“Naked and Red“
from the album Plunder, Beg, and Curse
2008
iTunes
It was only recently that Fat Possum Records was a record label that released aging Mississippi bluesmen (R.L. Burnside, Junior Kimbrough, T-Model Ford) and the quite-likely insane (Hasil Adkins, Bob Log III) exclusively. Lately — after signing a spate of indie-blog types like The Fiery Furnaces and Andrew Bird — it’s less easy to tell what you’re going to hear when you hold a Fat Possum record in your hand. It’s difficult, however, to break the compulsion to place whichever band it is into the label’s lineage of obscure American roots music.
As such, it’s easy to come into the Mississippi-based Colour Revolt’s debut full-length Plunder, Beg, and Curse expecting some take on the blues, despite their use of British spellings. The ringing tremolos that open the record dispel this fast, and the band comes in heavy, like a stoner-rock band that’s given up on the drones and discovered something approaching melody.

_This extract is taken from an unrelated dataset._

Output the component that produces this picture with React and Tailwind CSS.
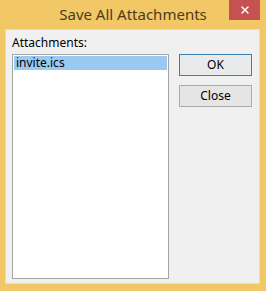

That song, “Naked and Red,“ keens drunkenly between classic Southern rock, ’90s indie rock favorites Built to Spill and Modest Mouse, and some obscure Josh Homme side project, while the band betrays their Deep South heritage in the biblical Gothic of the lyrics (“There goes Adam with the Devil’s head / His body’s all naked and red … And I’m still swinging from from the liquor tree / And Eden is a hell of a place”).
While Plunder, Beg, and Curse starts off strong, the focus dissipates over the course of the album. Colour Revolt has a tendency to lapse into common indie-isms (“See It,” “Innocent and All”) and endless riffs, signifying little (“Swamp”). The highlights — most evident when they begin to branch out, like on the just-shy-of-epic closer “What Will Come of Us?” or the gentle “Moses of the South” — are enough to show a promising band looking for the perfect fit for all their urges. While singing about sin is all fine and good, sinning itself makes for better rock and roll.